◆ **Short problem**: Identify the lines containing the word "styles". Copy each one.

** Begin Source material **

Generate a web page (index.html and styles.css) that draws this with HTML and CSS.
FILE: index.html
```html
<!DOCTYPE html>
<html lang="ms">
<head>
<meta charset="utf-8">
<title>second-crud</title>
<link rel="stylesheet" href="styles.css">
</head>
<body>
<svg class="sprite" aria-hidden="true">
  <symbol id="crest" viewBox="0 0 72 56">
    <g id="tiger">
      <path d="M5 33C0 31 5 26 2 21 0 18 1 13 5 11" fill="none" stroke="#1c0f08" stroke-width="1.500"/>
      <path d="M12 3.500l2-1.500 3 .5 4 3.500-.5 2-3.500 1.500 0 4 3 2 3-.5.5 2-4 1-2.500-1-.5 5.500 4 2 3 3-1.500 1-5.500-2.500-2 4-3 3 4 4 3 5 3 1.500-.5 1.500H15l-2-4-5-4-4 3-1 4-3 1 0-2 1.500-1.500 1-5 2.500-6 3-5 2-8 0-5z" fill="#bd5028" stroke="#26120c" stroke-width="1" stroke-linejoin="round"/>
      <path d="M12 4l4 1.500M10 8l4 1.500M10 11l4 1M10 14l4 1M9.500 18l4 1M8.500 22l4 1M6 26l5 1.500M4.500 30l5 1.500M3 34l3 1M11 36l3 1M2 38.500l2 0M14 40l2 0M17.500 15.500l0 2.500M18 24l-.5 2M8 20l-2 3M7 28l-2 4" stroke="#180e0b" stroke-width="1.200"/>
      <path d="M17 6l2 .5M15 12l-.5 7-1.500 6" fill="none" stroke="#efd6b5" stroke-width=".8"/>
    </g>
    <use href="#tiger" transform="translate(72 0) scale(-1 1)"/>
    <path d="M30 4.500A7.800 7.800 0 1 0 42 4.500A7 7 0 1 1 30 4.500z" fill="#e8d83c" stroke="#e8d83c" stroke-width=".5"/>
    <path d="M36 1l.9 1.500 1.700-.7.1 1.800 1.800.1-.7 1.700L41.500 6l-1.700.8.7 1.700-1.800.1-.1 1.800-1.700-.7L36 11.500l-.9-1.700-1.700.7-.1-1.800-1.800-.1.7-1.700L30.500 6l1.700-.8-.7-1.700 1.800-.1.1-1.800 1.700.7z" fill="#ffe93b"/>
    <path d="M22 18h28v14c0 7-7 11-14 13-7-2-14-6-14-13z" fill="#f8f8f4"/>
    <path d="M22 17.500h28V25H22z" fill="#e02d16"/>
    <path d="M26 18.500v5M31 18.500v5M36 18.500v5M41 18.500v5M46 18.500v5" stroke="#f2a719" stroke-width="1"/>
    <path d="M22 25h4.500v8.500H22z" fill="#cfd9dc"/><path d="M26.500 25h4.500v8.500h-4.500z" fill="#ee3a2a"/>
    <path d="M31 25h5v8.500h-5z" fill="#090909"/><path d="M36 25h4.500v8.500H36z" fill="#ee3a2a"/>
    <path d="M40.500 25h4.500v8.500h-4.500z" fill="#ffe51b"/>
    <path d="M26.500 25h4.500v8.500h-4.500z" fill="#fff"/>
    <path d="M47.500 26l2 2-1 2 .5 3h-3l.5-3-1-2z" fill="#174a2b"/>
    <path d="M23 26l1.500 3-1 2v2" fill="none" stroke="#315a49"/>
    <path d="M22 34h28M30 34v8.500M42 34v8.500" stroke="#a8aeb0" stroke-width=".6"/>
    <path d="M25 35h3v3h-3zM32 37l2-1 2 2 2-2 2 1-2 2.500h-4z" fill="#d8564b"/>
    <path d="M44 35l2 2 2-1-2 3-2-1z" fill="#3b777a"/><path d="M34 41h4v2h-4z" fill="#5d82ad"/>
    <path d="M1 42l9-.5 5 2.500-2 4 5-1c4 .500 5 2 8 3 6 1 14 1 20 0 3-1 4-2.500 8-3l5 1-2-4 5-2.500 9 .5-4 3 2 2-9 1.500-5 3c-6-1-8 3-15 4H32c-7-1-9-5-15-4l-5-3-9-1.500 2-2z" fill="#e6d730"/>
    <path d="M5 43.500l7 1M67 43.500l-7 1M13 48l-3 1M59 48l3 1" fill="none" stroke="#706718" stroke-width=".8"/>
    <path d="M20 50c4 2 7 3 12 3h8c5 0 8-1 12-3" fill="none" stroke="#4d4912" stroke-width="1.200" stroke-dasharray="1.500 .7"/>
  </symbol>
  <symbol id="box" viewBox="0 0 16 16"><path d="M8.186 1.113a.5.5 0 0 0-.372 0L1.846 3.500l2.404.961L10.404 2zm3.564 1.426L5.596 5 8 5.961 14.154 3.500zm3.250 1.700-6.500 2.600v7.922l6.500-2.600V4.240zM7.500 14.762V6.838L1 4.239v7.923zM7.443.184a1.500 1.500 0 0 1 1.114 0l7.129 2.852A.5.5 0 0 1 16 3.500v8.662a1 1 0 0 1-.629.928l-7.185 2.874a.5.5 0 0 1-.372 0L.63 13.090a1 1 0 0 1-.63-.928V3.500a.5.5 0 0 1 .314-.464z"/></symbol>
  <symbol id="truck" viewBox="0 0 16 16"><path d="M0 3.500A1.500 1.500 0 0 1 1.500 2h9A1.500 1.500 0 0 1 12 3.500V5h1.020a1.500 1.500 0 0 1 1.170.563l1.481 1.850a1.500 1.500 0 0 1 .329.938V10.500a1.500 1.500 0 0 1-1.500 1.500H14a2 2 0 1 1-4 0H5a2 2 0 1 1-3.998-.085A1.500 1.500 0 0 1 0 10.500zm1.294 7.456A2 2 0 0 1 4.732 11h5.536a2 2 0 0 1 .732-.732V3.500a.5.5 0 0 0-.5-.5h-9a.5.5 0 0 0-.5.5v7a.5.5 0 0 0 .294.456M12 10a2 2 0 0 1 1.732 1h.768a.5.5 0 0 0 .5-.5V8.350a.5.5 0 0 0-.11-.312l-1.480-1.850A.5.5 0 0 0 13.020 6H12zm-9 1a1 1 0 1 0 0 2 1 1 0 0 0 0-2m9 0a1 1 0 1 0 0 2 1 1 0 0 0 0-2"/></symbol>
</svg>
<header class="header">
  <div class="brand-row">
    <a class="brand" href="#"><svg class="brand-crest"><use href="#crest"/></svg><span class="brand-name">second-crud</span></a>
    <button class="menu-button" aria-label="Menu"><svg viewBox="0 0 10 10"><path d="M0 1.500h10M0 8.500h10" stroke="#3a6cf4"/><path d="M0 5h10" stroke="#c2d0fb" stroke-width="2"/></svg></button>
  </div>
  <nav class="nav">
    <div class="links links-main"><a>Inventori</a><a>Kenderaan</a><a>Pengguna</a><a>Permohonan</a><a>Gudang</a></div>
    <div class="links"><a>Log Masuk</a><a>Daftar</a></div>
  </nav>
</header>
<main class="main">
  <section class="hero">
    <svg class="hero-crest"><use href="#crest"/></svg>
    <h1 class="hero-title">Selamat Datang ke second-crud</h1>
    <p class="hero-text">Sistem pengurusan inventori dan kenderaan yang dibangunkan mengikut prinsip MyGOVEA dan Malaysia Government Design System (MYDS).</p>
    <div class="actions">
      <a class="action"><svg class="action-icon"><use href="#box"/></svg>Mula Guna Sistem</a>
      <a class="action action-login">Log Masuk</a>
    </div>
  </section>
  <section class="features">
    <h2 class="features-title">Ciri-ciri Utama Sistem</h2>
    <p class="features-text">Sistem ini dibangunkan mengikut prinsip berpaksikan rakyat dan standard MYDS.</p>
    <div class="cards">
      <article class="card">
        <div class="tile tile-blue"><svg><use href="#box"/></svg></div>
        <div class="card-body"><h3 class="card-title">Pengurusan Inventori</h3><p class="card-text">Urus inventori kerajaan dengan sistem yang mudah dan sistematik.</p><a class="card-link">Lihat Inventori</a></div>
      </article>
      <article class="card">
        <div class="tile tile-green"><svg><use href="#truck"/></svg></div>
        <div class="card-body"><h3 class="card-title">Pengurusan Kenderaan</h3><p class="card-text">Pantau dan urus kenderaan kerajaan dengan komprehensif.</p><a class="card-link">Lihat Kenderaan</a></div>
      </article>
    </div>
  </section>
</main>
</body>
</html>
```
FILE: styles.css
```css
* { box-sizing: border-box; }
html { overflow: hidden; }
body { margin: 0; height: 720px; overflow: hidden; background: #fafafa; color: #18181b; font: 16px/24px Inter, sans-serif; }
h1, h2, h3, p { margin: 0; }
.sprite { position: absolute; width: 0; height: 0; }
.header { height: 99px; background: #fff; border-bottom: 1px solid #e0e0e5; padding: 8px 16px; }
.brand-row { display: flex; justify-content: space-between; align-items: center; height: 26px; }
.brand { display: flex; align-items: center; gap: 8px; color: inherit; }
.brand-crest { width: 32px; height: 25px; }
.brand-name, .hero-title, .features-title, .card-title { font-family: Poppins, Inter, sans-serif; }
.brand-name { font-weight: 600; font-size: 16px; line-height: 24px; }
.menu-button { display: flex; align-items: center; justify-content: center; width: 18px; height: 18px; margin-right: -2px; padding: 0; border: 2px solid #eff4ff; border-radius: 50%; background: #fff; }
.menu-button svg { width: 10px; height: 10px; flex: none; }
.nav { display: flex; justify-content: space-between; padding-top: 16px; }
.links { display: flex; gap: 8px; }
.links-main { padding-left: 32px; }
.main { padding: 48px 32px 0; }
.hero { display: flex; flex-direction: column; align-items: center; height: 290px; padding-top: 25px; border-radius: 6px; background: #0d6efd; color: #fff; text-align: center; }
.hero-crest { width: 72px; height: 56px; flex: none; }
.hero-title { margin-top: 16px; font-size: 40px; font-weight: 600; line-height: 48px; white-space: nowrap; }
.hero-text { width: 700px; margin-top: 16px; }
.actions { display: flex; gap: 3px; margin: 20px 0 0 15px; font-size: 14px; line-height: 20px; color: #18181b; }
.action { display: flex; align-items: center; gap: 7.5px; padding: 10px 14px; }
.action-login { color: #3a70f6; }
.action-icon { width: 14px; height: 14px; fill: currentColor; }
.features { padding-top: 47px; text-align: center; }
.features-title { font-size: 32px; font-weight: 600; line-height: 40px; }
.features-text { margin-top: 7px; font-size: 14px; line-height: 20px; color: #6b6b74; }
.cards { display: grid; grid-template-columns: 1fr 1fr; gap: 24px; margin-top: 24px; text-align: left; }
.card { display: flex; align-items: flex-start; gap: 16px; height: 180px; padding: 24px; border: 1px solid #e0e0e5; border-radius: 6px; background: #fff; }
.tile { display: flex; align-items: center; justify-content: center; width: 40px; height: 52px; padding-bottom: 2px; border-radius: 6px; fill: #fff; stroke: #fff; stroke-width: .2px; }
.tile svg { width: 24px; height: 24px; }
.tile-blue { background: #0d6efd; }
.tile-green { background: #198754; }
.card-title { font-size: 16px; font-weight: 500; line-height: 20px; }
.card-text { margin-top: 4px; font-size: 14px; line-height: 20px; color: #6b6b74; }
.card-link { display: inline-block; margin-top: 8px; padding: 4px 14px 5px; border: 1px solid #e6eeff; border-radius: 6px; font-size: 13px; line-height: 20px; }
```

** End Source material **

◆ **Full solution**:
Generate a web page (index.html and styles.css) that draws this with HTML and CSS.
<link rel="stylesheet" href="styles.css">
FILE: styles.css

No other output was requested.